Por su parte, Putin, que empezó la guerra buscando la gloria personal por el camino más fácil, pagará en la historia su error de cálculo. Ha dejado de ser infalible y, cuando muera, muchos recordarán el golpe de Prigozhin. Pero, mientras esté vivo, luchará por su propia supervivencia política y personal. Quemadas sus naves al formalizar la anexión de las regiones ocupadas antes siquiera de haberlas conquistado en su totalidad, necesita la victoria o algo que pueda presentar como tal al pueblo ruso. Ceder el territorio que ha ocupado sería no solo el fin de su régimen sino, como suele ocurrir a los tiranos caídos, el de su vida. Las ventanas del Kremlin también están abiertas para él.

No hay, pues, acuerdo posible, al menos mientras viva el dictador ruso que defiende —por eso es importante reconocer que la guerra, cualquiera que sea su nombre, es de Putin— sus propias decisiones. No fue Brézhnev, responsable de la invasión soviética de Afganistán, el que decidió la retirada. Tampoco fue Johnson quien ordenó el regreso de las fuerzas norteamericanas de Vietnam. No será Putin el que retire sus tropas de Ucrania en un acuerdo de paz por territorios. Así son las cosas en el mundo real y, para quienes vemos la guerra desde la distancia, solo nos queda decidir si, personalmente, tomamos o no partido en una guerra que, desde luego, no va de buenos contra malos, pero que sí evoca en nuestra memoria imágenes que debían estar superadas.
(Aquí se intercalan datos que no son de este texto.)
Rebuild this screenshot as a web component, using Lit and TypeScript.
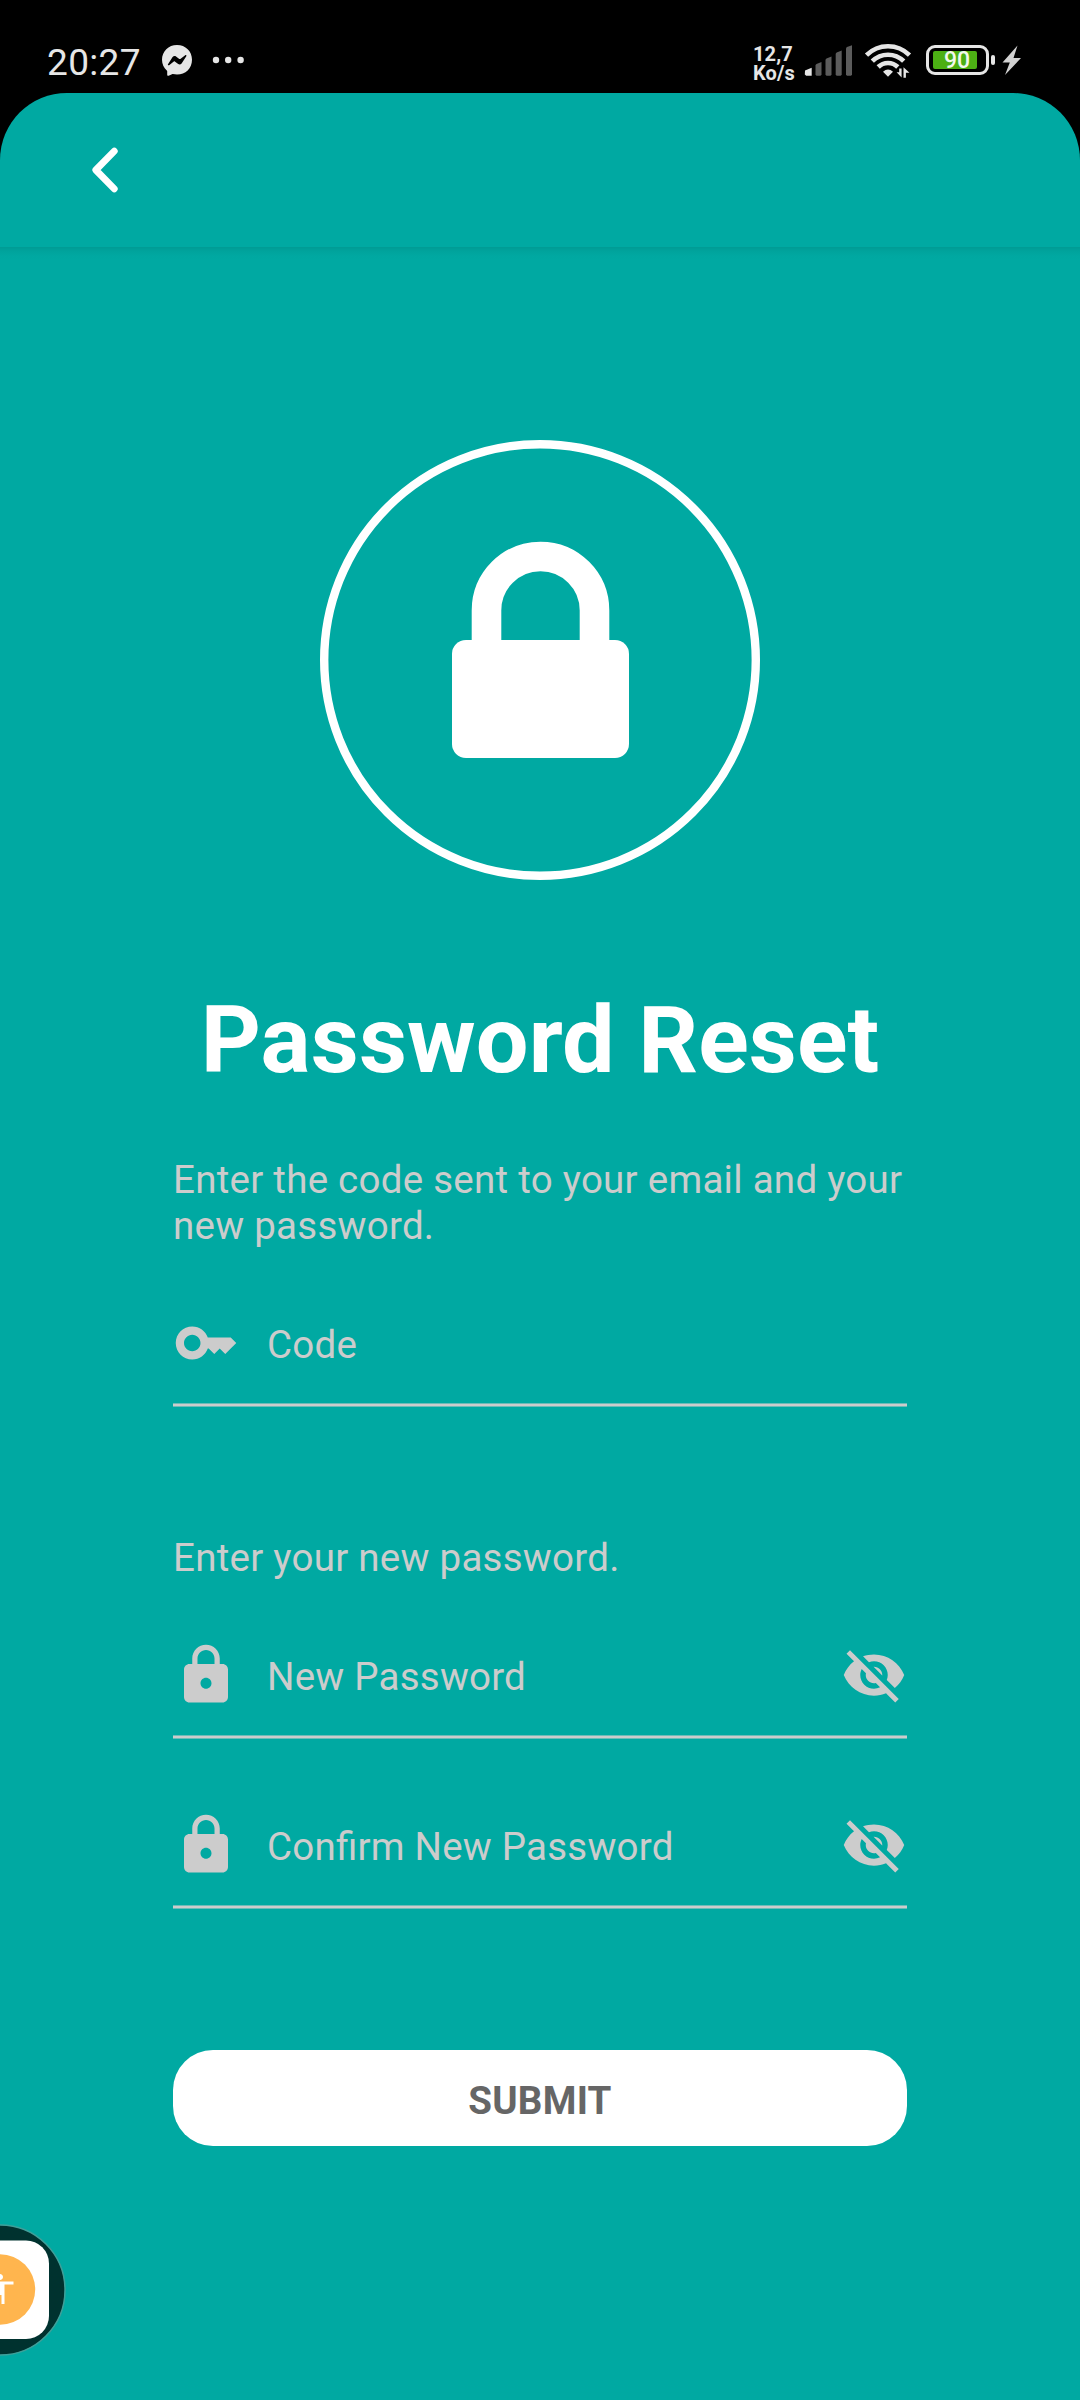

Los europeos de cierta edad recordamos como, antes de que se derrumbara, los ciudadanos de la RDA, bajo el fuego de las ametralladoras de los centinelas, trataban de cruzar el muro de Berlín en busca de la libertad y la prosperidad que prometía Occidente. Hoy es la nación ucraniana quien, bajo el fuego de los misiles rusos, huye de la influencia de Moscú buscando la plena soberanía y la integridad territorial que Putin les niega. Siempre hubo quien celebraba los éxitos de los centinelas cuando lograban abatir a alguno de los fugitivos. Pero yo, y que me disculpen los rusoplanistas, nunca fui uno de ellos.